Yahoo Interview Question
Software Development ManagersTeam: Y! Suite
Country: United States
Interview Type: In-Person
#define ALPH_SIZE 256 //change as desired based on encoding
int count[ALPH_SIZE], i;
if( s1.length != s2.length ) return false;
for(i=0; i < s1.length ; i++) count[ s1[i] ]++, count[ s2[i] ]--;
for(i=0; i < ALPH_SIZE ) if ( count[i] ) return false;
return true;
Use unsigned int or another "rollover/under" save integer type above.
unsigned int count[ALPH_SIZE]; //or keep it as "int" if roll-under is "safe"
Or modify as necessary for your "more strict" platform.
#define ALPH_SIZE 256
unsigned int count[ALPH_SIZE], i;
if( s1.length != s2.length ) return false;
for(i=0; i < s1.length ; i++) count[ s1[i] ]++, count[ s2[i] ]--;
for(i=0; i < ALPH_SIZE ; i++) if ( count[i] ) return false;
return true;
The time complexity of the above code is O(m + s), where m is the length of each string and s is the size of the alphabet. If s could potentially be large in comparison to m, we can use a hash-based set instead of an array to make the complexity O(m).
Hello everyone,
Most of the time for anagram related questions we create a int array of 256 length.

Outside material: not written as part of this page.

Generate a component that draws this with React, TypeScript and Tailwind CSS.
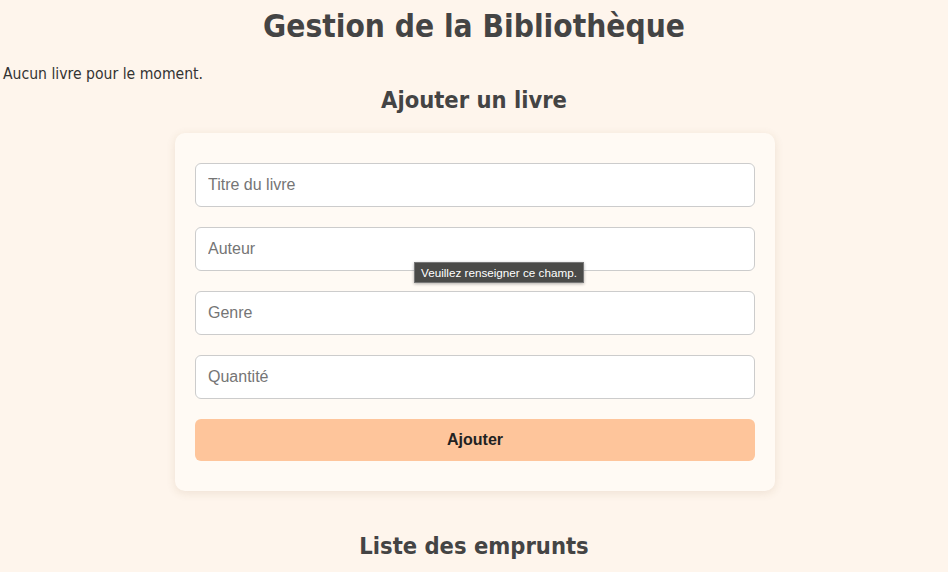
import React from 'react'

const fields = ['Titre du livre', 'Auteur', 'Genre', 'Quantité']

const App = () => {
  return (
    <div className="min-h-screen bg-[#fef5ec] text-[#333] font-['DejaVu_Sans_Condensed','DejaVu_Sans',sans-serif]">
      <h1 className="text-center text-[31.4px] font-bold leading-[52px] text-[#444]">Gestion de la Bibliothèque</h1>
      <p className="mt-3 pl-[3px] text-[15.6px] leading-[20px]">Aucun livre pour le moment.</p>
      <h2 className="mt-[2px] text-center text-[23.5px] font-bold leading-[28px] text-[#444]">Ajouter un livre</h2>

      <form className="relative mx-auto mt-[19px] flex w-[600px] translate-x-[1px] flex-col gap-5 rounded-[10px] bg-[#fffaf4] px-5 py-[30px] shadow-[0_2px_10px_rgba(120,80,30,0.12)]">
        {fields.map((f) => (
          <input
            key={f}
            placeholder={f}
            className="h-[44px] w-full rounded-[6px] border border-[#ccc] bg-white px-3 font-['Liberation_Sans',Arial,sans-serif] text-[16px] text-[#333] placeholder:text-[#757575] outline-none"
          />
        ))}
        <button
          type="button"
          className="h-[42px] w-full rounded-[6px] bg-[#fec59b] font-['Liberation_Sans',Arial,sans-serif] text-[16px] font-bold text-[#222]"
        >
          Ajouter
        </button>

        <div className="absolute left-[239px] top-[129px] border border-[#777] bg-[#4a4a48] px-[6px] py-[3px] font-['Liberation_Sans',Arial,sans-serif] text-[11.7px] leading-[13px] text-white shadow-[0_1px_3px_rgba(0,0,0,0.3)]">
          Veuillez renseigner ce champ.
        </div>
      </form>

      <h2 className="mt-[41px] text-center text-[23.5px] font-bold leading-[28px] text-[#444]">Liste des emprunts</h2>
    </div>
  )
}

export default App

Could you please comment if our solutions will work if strings are not consist of English alphabets. I mean if strings are in some other language (e.g., Chinese, Japanese). Will an array of 256 length will suffice in that case.
@Rakesh - The data structure used for storing character occurrence counts depends on the range the characters in the input string.
If the input contains only alpha-numeric then an array of constant size would suffice.
If the input contains wide range of characters then the hash table would save lot of memory.
It all depends on the assumptions which you take during the interview.
@Eugene, Yes correct. I have commented on the O(s) fixed being too large in a reply somewhere else on this thread.
@Siva, In this problem, getting a workable algorithm comes first, the rest is something easily _designable_ with the interviewer (or engineering team), like you say.
That is, having a DS that is fixed O(s=encoding size), is better than having one that is O(m=stringsize) for this problem, IMO.
Ok I'm biased to a single language alphabet in my answer above ^^^^
Hasing, I feel, is not a "algorithm." Some DSs have natural algorithms coming with them, but "use hash" seems like it's not explaning much. In this problem, I think it's better to think of Hash as a final optimization step to get memory size and/or runtime down for specific applications. And there are many hashing techniques... here is one such idea for a specific application niche (probably best application for this question: 1 language, strings on the alphabet compared) ....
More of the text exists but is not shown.